Combating ignorance while we fish for salmon

Forrest Johnson

As a goodwill ambassador for the National Union of Friendly Americans (NUFA), it is my job to listen to all viewpoints, no matter how screwy they may be.

That often unenviable task is written into the NUFA bylaws, right next to the bylaw informing people that they are eligible for free drink coupons from a personal bartender of their choice as long as they keep an open mind and combat ignorance.
NUFA services include access to the Anthology of Open Minded Thought, known far and wide as the bible of intellectual and factual clarity. In its pages you can find information ranging from the latest findings on the God Particle and the failed notion of economic elitism as touted by the New Conservative Neanderthal Party (NCNP) to the best gin fizz recipe.

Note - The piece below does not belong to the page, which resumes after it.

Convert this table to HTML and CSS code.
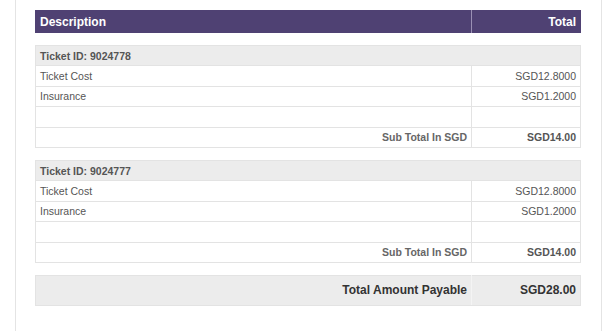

Here in Bristol Bay, Alaska, there are plenty of screwy viewpoints, believe me. The sockeye salmon fishing fleet includes thousands of fishermen, from religious and conservative sorts, who send their children to good Christian schools, to sustainable planet leftists to “edgers,” those toothless working wonders who seem to arrive with the tides, men who seem as likely to live in culverts and abandoned cars when they aren’t sleeping on a boat out on the open sea.

One tender boat captain I met as we delivered a load of fish is a case in point. We’ve had our moments to chat over the past few weeks out in the waters near the mouth of the Kvichak River.

As we looked out over the rolling waters to the wide horizon, I mentioned that it would be a good thing to bring out those people disconnected from the real world to see just how this old world fits together. The millions of salmon and the seals, the brown bears, beluga whales and sandhill cranes, the jellyfish, the tides. It all works together. All form the web of life that makes it possible for human beings, for all species, to exist. I told him that an inordinate number of people just can’t see that world, that shared world. Many homo sapiens just seem to think that they live in a different sphere from the rest of life on the planet, that we could get along just fine without all the other razzmatazz as long as we have food to eat and stuff to watch on TV and Facebook and the worldwide web, that wonderful and false interface where it all comes together.

The tender captain begged to differ. He said if you brought too many people out to see the world, you’d end up with those types who want to save everything telling the rest of us what to do. 

Tree-hugger types? I asked.

Exactly, he said. How many seals do you need, for crying out loud? he asked. He said he was tired of people freeloading off the system, just like seals that eat the occasional fish out of the nets. They’re freeloaders. Others want to steal our rights. He then said he liked Ron Paul, the libertarian ringer of the NCNP.

We went from seals and tree-huggers to politics real quick. I listened carefully.

He told me that this was the first year that he and his wife had thought about politics. His wife was a delegate in their local caucus, and they were pushing a government-free, free market agenda.

Just like the one we’ve been employing unsuccessfully for decades now, I told him. You know, the trickle-down economic model that’s made life great for those with money but pretty tough for the rest of us.

Oops, I wasn’t listening at that point, I was forming an opinion.

He shot back that he saw too many lazy people making it good on welfare at our expense. Government handouts were providing a pretty good living for those people, he maintained. I mentioned that the reality of outright welfare payments, you know, handouts, was a pretty minimal percentage of our overall federal budget, less than two percent.  I asked if he knew exactly how many people, how many working people, were in poverty or near poverty? He responded that no one ever gave him anything for nothing and he expected the same from everybody.

I threw in the need for universal health just to stir him up a bit more. Don’t ask me why I did that. I’m a nice guy, I don’t go looking for trouble. He didn’t have health care, he said, didn’t need it right now, didn’t want ObamaCare ruling his choices.

This was getting good.

We visit twice a day. I told him he was a NUFA member without knowing it—hopefully we all are—and will eventually notice an amiable change in his beliefs, from sourpuss to neighborly.  

All I can do is provide him the numbers to combat ignorance and be nice about it. I smile a lot as we bring him as much salmon as we can catch.